Since the Affordable Care Act was implemented, I have been dropped by insurance companies four times – each followed by brief interruptions of me seeing my doctor and once completely stopping my adherence to antiretroviral meds. I consider myself to be pretty savvy at navigating the system. If I am having trouble with the system, I suspect others may have already just stopped trying to figure it out altogether. But I am not giving up on healthcare. I am fighting to stay engaged.

When I finally make it to the doctor’s office, I also want to be heard. In 2012, my first appointment with my HIV specialist focused on community-wide recommendations to begin antiretroviral therapy immediately. Sure, there are benefits to starting treatment early, but at that time, arguments could be made for waiting – especially because I was showing signs of being an HIV controller [healthline.com/health/hiv-aids/hiv-controllers].

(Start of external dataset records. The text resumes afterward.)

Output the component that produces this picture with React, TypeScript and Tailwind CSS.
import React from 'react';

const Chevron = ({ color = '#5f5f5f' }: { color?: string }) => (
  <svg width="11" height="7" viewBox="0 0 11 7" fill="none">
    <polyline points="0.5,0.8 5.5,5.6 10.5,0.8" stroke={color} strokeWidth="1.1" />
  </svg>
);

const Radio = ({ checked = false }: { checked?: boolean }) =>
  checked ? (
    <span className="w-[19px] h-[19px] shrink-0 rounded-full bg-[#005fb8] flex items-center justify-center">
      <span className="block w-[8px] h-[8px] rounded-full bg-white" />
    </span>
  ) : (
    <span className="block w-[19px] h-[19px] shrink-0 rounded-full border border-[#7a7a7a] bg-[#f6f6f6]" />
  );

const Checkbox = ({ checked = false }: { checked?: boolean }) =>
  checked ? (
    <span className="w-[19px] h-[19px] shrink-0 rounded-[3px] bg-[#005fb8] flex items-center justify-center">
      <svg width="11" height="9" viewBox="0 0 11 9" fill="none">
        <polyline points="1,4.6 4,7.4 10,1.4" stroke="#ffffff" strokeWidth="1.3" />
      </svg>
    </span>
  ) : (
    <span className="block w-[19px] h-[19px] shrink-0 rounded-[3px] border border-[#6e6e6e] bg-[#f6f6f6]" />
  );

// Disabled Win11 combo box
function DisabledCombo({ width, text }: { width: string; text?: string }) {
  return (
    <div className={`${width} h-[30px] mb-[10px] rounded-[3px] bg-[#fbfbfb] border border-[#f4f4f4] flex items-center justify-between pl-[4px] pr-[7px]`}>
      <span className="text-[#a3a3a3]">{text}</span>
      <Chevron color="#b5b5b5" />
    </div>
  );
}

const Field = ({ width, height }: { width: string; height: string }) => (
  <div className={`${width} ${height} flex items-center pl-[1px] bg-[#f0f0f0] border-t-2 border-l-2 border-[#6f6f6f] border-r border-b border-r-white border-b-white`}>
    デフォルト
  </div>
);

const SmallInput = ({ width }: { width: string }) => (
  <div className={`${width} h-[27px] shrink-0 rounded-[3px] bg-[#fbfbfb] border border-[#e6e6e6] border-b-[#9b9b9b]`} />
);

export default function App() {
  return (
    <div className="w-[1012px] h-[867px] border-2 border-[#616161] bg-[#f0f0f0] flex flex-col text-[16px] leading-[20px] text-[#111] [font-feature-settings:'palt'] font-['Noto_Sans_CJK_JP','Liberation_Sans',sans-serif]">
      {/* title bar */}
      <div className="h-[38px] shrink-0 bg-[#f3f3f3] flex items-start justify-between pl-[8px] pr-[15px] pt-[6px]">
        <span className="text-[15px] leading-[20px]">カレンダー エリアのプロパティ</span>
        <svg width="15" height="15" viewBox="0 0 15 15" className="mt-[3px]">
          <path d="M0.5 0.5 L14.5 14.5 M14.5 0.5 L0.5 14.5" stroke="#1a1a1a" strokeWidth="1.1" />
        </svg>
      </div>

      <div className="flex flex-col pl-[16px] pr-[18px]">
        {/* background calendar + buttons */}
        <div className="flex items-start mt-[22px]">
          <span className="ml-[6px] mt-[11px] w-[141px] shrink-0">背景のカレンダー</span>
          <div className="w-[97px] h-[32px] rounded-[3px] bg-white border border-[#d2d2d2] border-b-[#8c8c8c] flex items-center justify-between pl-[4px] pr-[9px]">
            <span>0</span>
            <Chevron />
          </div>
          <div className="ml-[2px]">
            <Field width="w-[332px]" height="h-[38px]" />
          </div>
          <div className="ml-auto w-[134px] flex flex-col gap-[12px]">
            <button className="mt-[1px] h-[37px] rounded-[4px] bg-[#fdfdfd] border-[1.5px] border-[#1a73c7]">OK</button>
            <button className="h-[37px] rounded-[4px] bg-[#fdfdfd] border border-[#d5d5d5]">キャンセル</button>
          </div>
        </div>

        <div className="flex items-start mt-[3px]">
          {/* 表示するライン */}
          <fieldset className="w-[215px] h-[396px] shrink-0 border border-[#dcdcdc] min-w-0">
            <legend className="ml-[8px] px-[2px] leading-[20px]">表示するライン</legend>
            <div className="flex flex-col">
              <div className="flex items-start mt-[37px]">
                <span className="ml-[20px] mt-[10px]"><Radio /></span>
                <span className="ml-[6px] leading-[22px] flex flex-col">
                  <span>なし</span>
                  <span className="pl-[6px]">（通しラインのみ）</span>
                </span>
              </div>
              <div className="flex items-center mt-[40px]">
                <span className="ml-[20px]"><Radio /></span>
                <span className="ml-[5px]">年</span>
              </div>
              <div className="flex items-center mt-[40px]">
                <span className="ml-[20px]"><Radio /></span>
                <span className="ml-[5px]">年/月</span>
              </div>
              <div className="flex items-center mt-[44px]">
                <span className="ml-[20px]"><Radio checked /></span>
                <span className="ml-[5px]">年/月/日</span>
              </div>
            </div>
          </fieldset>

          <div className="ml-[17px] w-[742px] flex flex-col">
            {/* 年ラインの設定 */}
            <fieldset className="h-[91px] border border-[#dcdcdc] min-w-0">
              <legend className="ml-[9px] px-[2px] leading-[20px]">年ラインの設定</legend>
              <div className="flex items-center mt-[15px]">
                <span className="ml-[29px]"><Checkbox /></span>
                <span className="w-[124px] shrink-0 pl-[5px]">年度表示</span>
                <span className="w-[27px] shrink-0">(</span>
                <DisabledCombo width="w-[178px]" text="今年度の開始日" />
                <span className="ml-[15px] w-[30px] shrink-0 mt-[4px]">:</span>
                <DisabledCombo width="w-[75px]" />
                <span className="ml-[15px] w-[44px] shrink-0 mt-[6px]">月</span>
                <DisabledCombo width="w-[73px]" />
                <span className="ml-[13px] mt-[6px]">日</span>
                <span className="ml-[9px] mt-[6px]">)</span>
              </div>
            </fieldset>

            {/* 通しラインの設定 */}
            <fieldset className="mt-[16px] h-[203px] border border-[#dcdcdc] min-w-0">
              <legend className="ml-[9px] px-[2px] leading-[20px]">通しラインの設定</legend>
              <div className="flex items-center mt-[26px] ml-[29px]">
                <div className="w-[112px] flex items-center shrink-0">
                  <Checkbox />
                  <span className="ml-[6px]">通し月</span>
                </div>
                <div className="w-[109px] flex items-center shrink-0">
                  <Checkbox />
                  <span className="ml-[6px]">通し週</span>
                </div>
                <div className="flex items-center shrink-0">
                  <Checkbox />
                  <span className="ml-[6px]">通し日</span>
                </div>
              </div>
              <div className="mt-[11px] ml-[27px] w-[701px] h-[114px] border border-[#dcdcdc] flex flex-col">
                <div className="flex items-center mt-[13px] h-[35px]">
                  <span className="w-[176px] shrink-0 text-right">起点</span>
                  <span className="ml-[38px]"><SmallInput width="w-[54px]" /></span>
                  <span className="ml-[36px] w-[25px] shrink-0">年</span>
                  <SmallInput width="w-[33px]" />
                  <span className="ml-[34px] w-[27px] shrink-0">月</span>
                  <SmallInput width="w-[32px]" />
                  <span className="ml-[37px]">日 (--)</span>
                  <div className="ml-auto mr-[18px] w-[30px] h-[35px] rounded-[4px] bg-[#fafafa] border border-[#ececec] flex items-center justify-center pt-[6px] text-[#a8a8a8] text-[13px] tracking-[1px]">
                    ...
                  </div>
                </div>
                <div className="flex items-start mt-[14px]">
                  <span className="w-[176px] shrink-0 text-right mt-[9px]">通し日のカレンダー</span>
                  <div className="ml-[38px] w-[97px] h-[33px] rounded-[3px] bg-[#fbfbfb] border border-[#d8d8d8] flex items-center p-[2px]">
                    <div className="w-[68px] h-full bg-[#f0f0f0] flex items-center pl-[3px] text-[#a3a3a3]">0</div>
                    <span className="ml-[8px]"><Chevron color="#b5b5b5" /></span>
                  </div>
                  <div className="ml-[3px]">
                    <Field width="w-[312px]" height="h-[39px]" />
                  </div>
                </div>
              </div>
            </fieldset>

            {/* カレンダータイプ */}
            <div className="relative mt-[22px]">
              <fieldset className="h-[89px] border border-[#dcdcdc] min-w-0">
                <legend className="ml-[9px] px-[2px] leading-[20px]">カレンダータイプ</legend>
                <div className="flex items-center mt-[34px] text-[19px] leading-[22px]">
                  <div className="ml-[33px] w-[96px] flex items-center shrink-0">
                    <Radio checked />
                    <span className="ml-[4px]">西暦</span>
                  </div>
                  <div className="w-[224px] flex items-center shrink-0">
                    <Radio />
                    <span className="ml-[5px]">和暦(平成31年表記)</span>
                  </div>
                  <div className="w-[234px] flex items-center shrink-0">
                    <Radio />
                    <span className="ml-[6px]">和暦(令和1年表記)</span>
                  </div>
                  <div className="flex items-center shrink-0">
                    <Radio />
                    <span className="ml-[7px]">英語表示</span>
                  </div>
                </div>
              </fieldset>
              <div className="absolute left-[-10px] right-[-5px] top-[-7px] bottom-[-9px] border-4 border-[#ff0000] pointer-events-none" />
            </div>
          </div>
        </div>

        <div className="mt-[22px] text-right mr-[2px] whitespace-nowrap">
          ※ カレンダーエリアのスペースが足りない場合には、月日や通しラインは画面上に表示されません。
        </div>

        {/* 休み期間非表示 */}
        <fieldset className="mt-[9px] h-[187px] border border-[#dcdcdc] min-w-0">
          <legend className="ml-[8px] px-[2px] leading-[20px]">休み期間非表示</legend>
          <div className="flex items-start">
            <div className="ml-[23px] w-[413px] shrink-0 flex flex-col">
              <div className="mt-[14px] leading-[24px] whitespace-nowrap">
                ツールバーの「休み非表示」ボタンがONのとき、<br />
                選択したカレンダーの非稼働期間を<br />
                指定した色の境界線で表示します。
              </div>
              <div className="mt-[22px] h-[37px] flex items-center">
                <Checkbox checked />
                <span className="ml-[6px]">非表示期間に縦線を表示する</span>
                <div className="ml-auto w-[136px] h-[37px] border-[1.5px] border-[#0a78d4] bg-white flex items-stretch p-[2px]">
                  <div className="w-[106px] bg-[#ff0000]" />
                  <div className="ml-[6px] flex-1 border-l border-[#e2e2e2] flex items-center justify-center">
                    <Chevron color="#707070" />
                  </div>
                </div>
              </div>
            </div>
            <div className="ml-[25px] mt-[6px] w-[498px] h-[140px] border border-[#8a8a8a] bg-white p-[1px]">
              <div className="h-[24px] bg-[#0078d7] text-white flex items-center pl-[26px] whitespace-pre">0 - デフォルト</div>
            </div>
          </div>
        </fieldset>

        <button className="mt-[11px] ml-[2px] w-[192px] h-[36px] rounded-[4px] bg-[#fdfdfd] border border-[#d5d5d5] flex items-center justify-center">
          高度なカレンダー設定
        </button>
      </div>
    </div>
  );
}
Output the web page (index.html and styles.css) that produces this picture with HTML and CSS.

Since being diagnosed with HIV in 2012, almost every time I have a minor illness or issue arise, I sometimes cringe when telling any non-HIV specialized doctor or nurse practitioner that I am positive because it immediately changes how they treat me both literally and medically. Usually the moment that I disclose that I am positive, everything is attributed to the virus. I understand, accept, and believe that HIV treatment works[cdc.gov/actagainstaids/campaigns/hivtreatmentworks/index.html] – but not every minor issue is related to living with HIV.


I joke sometimes that I could run into a glass door and break my nose, and when I hit the emergency room instead of helping me with my sideways nose, they would be attempting to study how HIV is starting to affect my cognition. “My nose is broken because I ran into a glass door. HIV isn’t to blame,” I would say.

I just want to be heard.

When I describe some of the health problems that I experience to my physician, like the embarrassing issue of HIV-related diarrhea, I wasn’t met with recommendations for FDA-approved diarrhea treatment [mytesi.com]. Instead, I was told on more than one occasion that my doctor “does not see diarrhea anymore” because of the improved HIV meds that we now have.

Honestly, I do not care what they see or don’t see among patients living with HIV, because I am experiencing that side effect. And I wanted to be heard – to be treated individually and not ignored.

This year I have learned that my healthcare requires my active participation, my active engagement, and my resolve to fight battles for myself like I could never imagine I would be fighting.

When an insurance company dropped my coverage in my state – I fought to get new coverage. I will fight at the end of this year again. I will be heard.

When I was told that I had to order my medicine from a specific pharmacy – I fought to keep my pharmacist because I believe they are important in my patient journey because they know all my allergies. I will be heard.

When my doctor made treatment plans based off of statistics instead of recommending what would be best for me as an individual, I fired that doctor and found a new one who now listens to me and takes what I have to say into consideration before making a plan. I will be heard.

As much as we are told to stand up and fight for social issues, to rise up and speak against inequalities, and to do the important work to bring justice and equity to all people – I realize that each of us has the right and needs to be heard as an individual in our own personal healthcare.

I will be heard. You should be heard, as well. Let’s fight to make it happen.